Coordinatively unsaturated organometallic system based on Tp ligand: tetrahedral TpRM-R′ and TpRM-M′Ln species

Chemistry of the highly coordinatively unsaturated, tetrahedral hydrocarbyl and dinuclear complexes bearing a hydrotris(pyrazolyl)borate (TpR) ligand, TpRM-R′ and TpRM-M′Ln, is reviewed. The organometallic TpR complexes are prepared by salt elimination between the corresponding halide and Grignard reagents or metalates and fully characterized by spectroscopic and crystallographic methods.
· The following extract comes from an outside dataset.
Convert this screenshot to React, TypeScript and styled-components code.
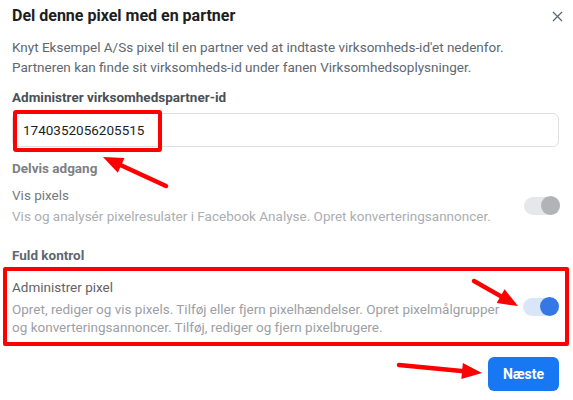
import React from "react";
import styled, { createGlobalStyle } from "styled-components";

const GlobalStyle = createGlobalStyle`
  body {
    margin: 0;
    background: #fff;
    font-family: Roboto, "Liberation Sans", Arial, sans-serif;
  }
`;

const Dialog = styled.div`
  position: relative;
  width: 573px;
  height: 400px;
  box-sizing: border-box;
  padding: 6px 0 0 0;
  overflow: hidden;
`;

const Header = styled.div`
  display: flex;
  align-items: center;
  justify-content: space-between;
  padding: 0 8px 0 12px;
  height: 20px;
`;

const Title = styled.h2`
  margin: 0;
  font-size: 16px;
  line-height: 20px;
  font-weight: 700;
  color: #1c1e21;
`;

const CloseButton = styled.button`
  display: flex;
  align-items: center;
  justify-content: center;
  width: 16px;
  height: 16px;
  padding: 0;
  margin-top: 0;
  border: none;
  background: none;
  color: #606770;
`;

const Body = styled.div`
  padding: 0 14px 0 12px;
`;

const Intro = styled.p`
  margin: 11px 0 0 0;
  font-size: 13.5px;
  line-height: 20px;
  color: #606770;
`;

const FieldLabel = styled.div`
  margin-top: 11px;
  font-size: 13.5px;
  line-height: 18px;
  font-weight: 700;
  color: #4b4f56;
`;

const InputWrap = styled.div`
  position: relative;
  margin-top: 7px;
`;

const Input = styled.input`
  box-sizing: border-box;
  width: 547px;
  height: 34px;
  padding: 0 10px;
  border: 1px solid #dddfe2;
  border-radius: 6px;
  font-family: inherit;
  font-size: 13.5px;
  color: #1c1e21;
  outline: none;
`;

const Highlight = styled.div`
  position: absolute;
  left: 1px;
  top: -3px;
  width: 149px;
  height: 42px;
  box-sizing: border-box;
  border: 4px solid #f00;
  border-radius: 3px;
  pointer-events: none;
`;

const SectionTitle = styled.div<{ $gap: number }>`
  margin-top: ${(p) => p.$gap}px;
  font-size: 13.5px;
  line-height: 18px;
  font-weight: 700;
  color: ${(p) => (p.$gap > 15 ? "#606770" : "#7d8086")};
`;

const PermissionRow = styled.div<{ $marked?: boolean }>`
  display: flex;
  align-items: center;
  justify-content: space-between;
  margin: ${(p) => (p.$marked ? "3px -10px 0 -9px" : "9px 0 0 0")};
  padding: ${(p) => (p.$marked ? "7px 6px 6px 5px" : "0 0 0 0")};
  border: ${(p) => (p.$marked ? "4px solid #f00" : "none")};
  border-radius: 2px;
`;

const PermissionText = styled.div`
  width: 500px;
`;

const PermissionName = styled.div<{ $active?: boolean }>`
  font-size: 13.5px;
  line-height: 18px;
  color: ${(p) => (p.$active ? "#5f6368" : "#75787d")};
`;

const PermissionDesc = styled.div<{ $active?: boolean }>`
  margin-top: ${(p) => (p.$active ? "4px" : "3px")};
  font-size: 13.5px;
  line-height: 18px;
  color: ${(p) => (p.$active ? "#9da0a4" : "#abaeb2")};
`;

const Toggle = styled.div<{ $on?: boolean }>`
  position: relative;
  flex: none;
  width: 36px;
  height: 18px;
  margin-right: ${(p) => (p.$on ? "0" : "-1px")};
  border-radius: 9px;
  background: ${(p) => (p.$on ? "#d9e6fa" : "#e6e7ea")};

  &::after {
    content: "";
    position: absolute;
    right: 0;
    top: -1px;
    width: 19px;
    height: 19px;
    border-radius: 50%;
    background: ${(p) => (p.$on ? "#3578e5" : "#b1b3b7")};
  }
`;

const Footer = styled.div`
  display: flex;
  justify-content: flex-end;
  margin-top: 11px;
`;

const PrimaryButton = styled.button`
  width: 71px;
  height: 34px;
  border: none;
  border-radius: 6px;
  background: #1877f2;
  color: #fff;
  font-family: inherit;
  font-size: 14px;
  font-weight: 700;
`;

const Annotations = styled.svg`
  position: absolute;
  left: 0;
  top: 0;
  pointer-events: none;
`;

function Arrow({ x1, y1, x2, y2 }: { x1: number; y1: number; x2: number; y2: number }) {
  const dx = x2 - x1;
  const dy = y2 - y1;
  const len = Math.hypot(dx, dy);
  const ux = dx / len;
  const uy = dy / len;
  const headLen = 20;
  const half = 8;
  const bx = x2 - ux * headLen;
  const by = y2 - uy * headLen;
  const pts = [
    `${x2},${y2}`,
    `${bx - uy * half},${by + ux * half}`,
    `${bx + uy * half},${by - ux * half}`,
  ].join(" ");
  return (
    <g>
      <line x1={x1} y1={y1} x2={bx + ux * 2} y2={by + uy * 2} stroke="#f00" strokeWidth={4.5} strokeLinecap="round" />
      <polygon points={pts} fill="#f00" />
    </g>
  );
}

export default function App() {
  return (
    <>
      <GlobalStyle />
      <Dialog>
        <Header>
          <Title>Del denne pixel med en partner</Title>
          <CloseButton aria-label="Luk">
            <svg width="11" height="11" viewBox="0 0 11 11">
              <path d="M1 1L10 10M10 1L1 10" stroke="#606770" strokeWidth="1.3" />
            </svg>
          </CloseButton>
        </Header>
        <Body>
          <Intro>
            Knyt Eksempel A/Ss pixel til en partner ved at indtaste virksomheds-id'et nedenfor.
            <br />
            Partneren kan finde sit virksomheds-id under fanen Virksomhedsoplysninger.
          </Intro>
          <FieldLabel>Administrer virksomhedspartner-id</FieldLabel>
          <InputWrap>
            <Input defaultValue="1740352056205515" />
            <Highlight />
          </InputWrap>
          <SectionTitle $gap={12}>Delvis adgang</SectionTitle>
          <PermissionRow>
            <PermissionText>
              <PermissionName>Vis pixels</PermissionName>
              <PermissionDesc>
                Vis og analysér pixelresulater i Facebook Analyse. Opret konverteringsannoncer.
              </PermissionDesc>
            </PermissionText>
            <Toggle />
          </PermissionRow>
          <SectionTitle $gap={21}>Fuld kontrol</SectionTitle>
          <PermissionRow $marked>
            <PermissionText>
              <PermissionName $active>Administrer pixel</PermissionName>
              <PermissionDesc $active>
                Opret, rediger og vis pixels. Tilføj eller fjern pixelhændelser. Opret pixelmålgrupper og
                konverteringsannoncer. Tilføj, rediger og fjern pixelbrugere.
              </PermissionDesc>
            </PermissionText>
            <Toggle $on />
          </PermissionRow>
          <Footer>
            <PrimaryButton>Næste</PrimaryButton>
          </Footer>
        </Body>
        <Annotations width="573" height="400">
          <Arrow x1={166} y1={186} x2={103} y2={157} />
          <Arrow x1={474} y1={281} x2={518} y2={306} />
          <Arrow x1={399} y1={365} x2={482} y2={373} />
        </Annotations>
      </Dialog>
    </>
  );
}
Although the number of the valence electrons of the resultant species is much shorter than that expected for a coordinatively saturated species (for mononuclear species: 14–15e vs. 18e; for dinuclear species: 29–32e vs. 34e), they turn out to be thermally stable. In particular, the ethyl complexes TpiPr2M-CH2CH3 (M = Fe, Co) are stable with respect to β-hydride elimination. The tetrahedral structures of the obtained organometallic species cause a small ligand field splitting of the frontier orbitals to lead to a high spin configuration, which leaves no vacant coordination site, and this should be the origin of the thermal stability of the electron deficient species. Upon interaction with donors they are incorporated into the organometallic system via switching of the spin state, and selective reactions dependent on the nature of the donor molecules are observed for the dinuclear complexes. Thus the high spin species can be regarded as masked forms of coordinatively unsaturated intermediates, which are regarded as key intermediates of organometallic transformations.